-- START --

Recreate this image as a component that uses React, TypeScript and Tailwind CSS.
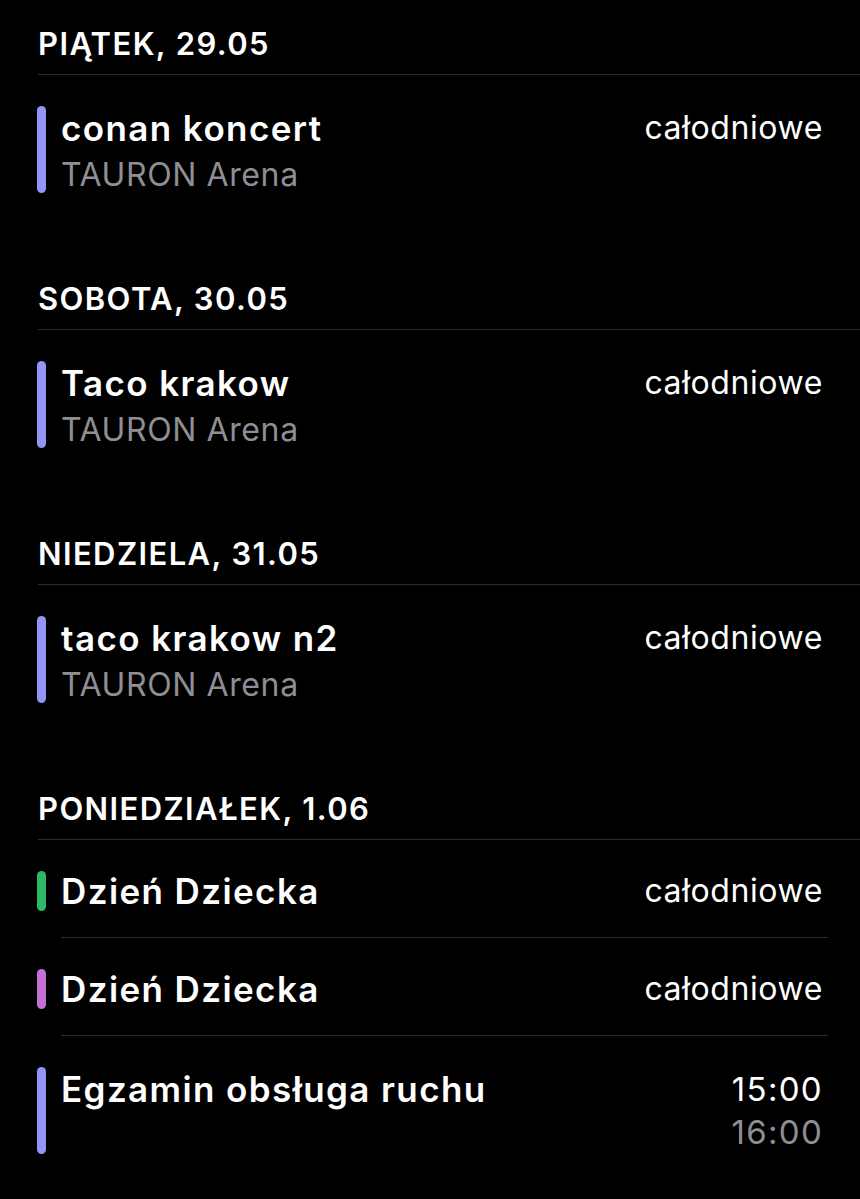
import React from "react";

type Event = {
  title: string;
  location?: string;
  color: string;
  start?: string;
  end?: string;
};

type Day = {
  label: string;
  events: Event[];
};

const days: Day[] = [
  {
    label: "PIĄTEK, 29.05",
    events: [{ title: "conan koncert", location: "TAURON Arena", color: "bg-[#9494f5]" }],
  },
  {
    label: "SOBOTA, 30.05",
    events: [{ title: "Taco krakow", location: "TAURON Arena", color: "bg-[#9494f5]" }],
  },
  {
    label: "NIEDZIELA, 31.05",
    events: [{ title: "taco krakow n2", location: "TAURON Arena", color: "bg-[#9494f5]" }],
  },
  {
    label: "PONIEDZIAŁEK, 1.06",
    events: [
      { title: "Dzień Dziecka", color: "bg-[#2fb866]" },
      { title: "Dzień Dziecka", color: "bg-[#c46fd6]" },
      { title: "Egzamin obsługa ruchu", color: "bg-[#9494f5]", start: "15:00", end: "16:00" },
    ],
  },
];

const EventRow = ({ event, last }: { event: Event; last: boolean }) => {
  const twoLines = !!event.location || !!event.end;
  return (
    <div className="flex pl-[37px]">
      <div className={`w-[9px] rounded-full mt-[31px] mb-[26px] ${event.color} ${twoLines ? "h-[87px]" : "h-[40px]"}`} />
      <div
        className={`flex flex-1 justify-between ml-[15px] pt-[31px] pb-[26px] mr-[32px] ${
          last ? "" : "border-b border-[#2c2c2e]"
        }`}
      >
        <div className="flex flex-col">
          <span
            className={`text-[35px] tracking-[1.4px] font-semibold text-white ${
              twoLines ? "leading-[44px]" : "leading-[40px]"
            }`}
          >
            {event.title}
          </span>
          {event.location && (
            <span className="text-[32px] tracking-[0.6px] leading-[37px] pt-[6px] text-[#8e8e93]">
              {event.location}
            </span>
          )}
        </div>
        <div className="flex flex-col items-end pr-[5px]">
          {event.start ? (
            <>
              <span className="text-[33px] tracking-[1.3px] leading-[44px] text-white">{event.start}</span>
              <span className="text-[33px] tracking-[1.3px] leading-[43px] text-[#8e8e93]">{event.end}</span>
            </>
          ) : (
            <span className={`text-[32px] tracking-[0.6px] text-white ${twoLines ? "leading-[44px]" : "leading-[40px]"}`}>
              całodniowe
            </span>
          )}
        </div>
      </div>
    </div>
  );
};

export default function App() {
  return (
    <div
      className="w-[860px] min-h-[1199px] bg-black text-white overflow-hidden"
      style={{ fontFamily: "Inter, 'Noto Sans', sans-serif" }}
    >
      {days.map((day, i) => (
        <section key={day.label} className={i > 0 ? "mt-[36px]" : ""}>
          <div className="ml-[38px] h-[75px] pt-[25px] border-b border-[#2c2c2e]">
            <h2 className="text-[31px] tracking-[1.4px] leading-[37px] font-semibold text-white">{day.label}</h2>
          </div>
          {day.events.map((ev, j) => (
            <EventRow key={j} event={ev} last={j === day.events.length - 1} />
          ))}
        </section>
      ))}
    </div>
  );
}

-- END --

Exercise objective. Copy out all the data exactly; skip the pictures.

Response to this task.
Recreate this image as a component that uses React, TypeScript and Tailwind CSS.
import React from "react";

type Event = {
  title: string;
  location?: string;
  color: string;
  start?: string;
  end?: string;
};

type Day = {
  label: string;
  events: Event[];
};

const days: Day[] = [
  {
    label: "PIĄTEK, 29.05",
    events: [{ title: "conan koncert", location: "TAURON Arena", color: "bg-[#9494f5]" }],
  },
  {
    label: "SOBOTA, 30.05",
    events: [{ title: "Taco krakow", location: "TAURON Arena", color: "bg-[#9494f5]" }],
  },
  {
    label: "NIEDZIELA, 31.05",
    events: [{ title: "taco krakow n2", location: "TAURON Arena", color: "bg-[#9494f5]" }],
  },
  {
    label: "PONIEDZIAŁEK, 1.06",
    events: [
      { title: "Dzień Dziecka", color: "bg-[#2fb866]" },
      { title: "Dzień Dziecka", color: "bg-[#c46fd6]" },
      { title: "Egzamin obsługa ruchu", color: "bg-[#9494f5]", start: "15:00", end: "16:00" },
    ],
  },
];

const EventRow = ({ event, last }: { event: Event; last: boolean }) => {
  const twoLines = !!event.location || !!event.end;
  return (
    <div className="flex pl-[37px]">
      <div className={`w-[9px] rounded-full mt-[31px] mb-[26px] ${event.color} ${twoLines ? "h-[87px]" : "h-[40px]"}`} />
      <div
        className={`flex flex-1 justify-between ml-[15px] pt-[31px] pb-[26px] mr-[32px] ${
          last ? "" : "border-b border-[#2c2c2e]"
        }`}
      >
        <div className="flex flex-col">
          <span
            className={`text-[35px] tracking-[1.4px] font-semibold text-white ${
              twoLines ? "leading-[44px]" : "leading-[40px]"
            }`}
          >
            {event.title}
          </span>
          {event.location && (
            <span className="text-[32px] tracking-[0.6px] leading-[37px] pt-[6px] text-[#8e8e93]">
              {event.location}
            </span>
          )}
        </div>
        <div className="flex flex-col items-end pr-[5px]">
          {event.start ? (
            <>
              <span className="text-[33px] tracking-[1.3px] leading-[44px] text-white">{event.start}</span>
              <span className="text-[33px] tracking-[1.3px] leading-[43px] text-[#8e8e93]">{event.end}</span>
            </>
          ) : (
            <span className={`text-[32px] tracking-[0.6px] text-white ${twoLines ? "leading-[44px]" : "leading-[40px]"}`}>
              całodniowe
            </span>
          )}
        </div>
      </div>
    </div>
  );
};

export default function App() {
  return (
    <div
      className="w-[860px] min-h-[1199px] bg-black text-white overflow-hidden"
      style={{ fontFamily: "Inter, 'Noto Sans', sans-serif" }}
    >
      {days.map((day, i) => (
        <section key={day.label} className={i > 0 ? "mt-[36px]" : ""}>
          <div className="ml-[38px] h-[75px] pt-[25px] border-b border-[#2c2c2e]">
            <h2 className="text-[31px] tracking-[1.4px] leading-[37px] font-semibold text-white">{day.label}</h2>
          </div>
          {day.events.map((ev, j) => (
            <EventRow key={j} event={ev} last={j === day.events.length - 1} />
          ))}
        </section>
      ))}
    </div>
  );
}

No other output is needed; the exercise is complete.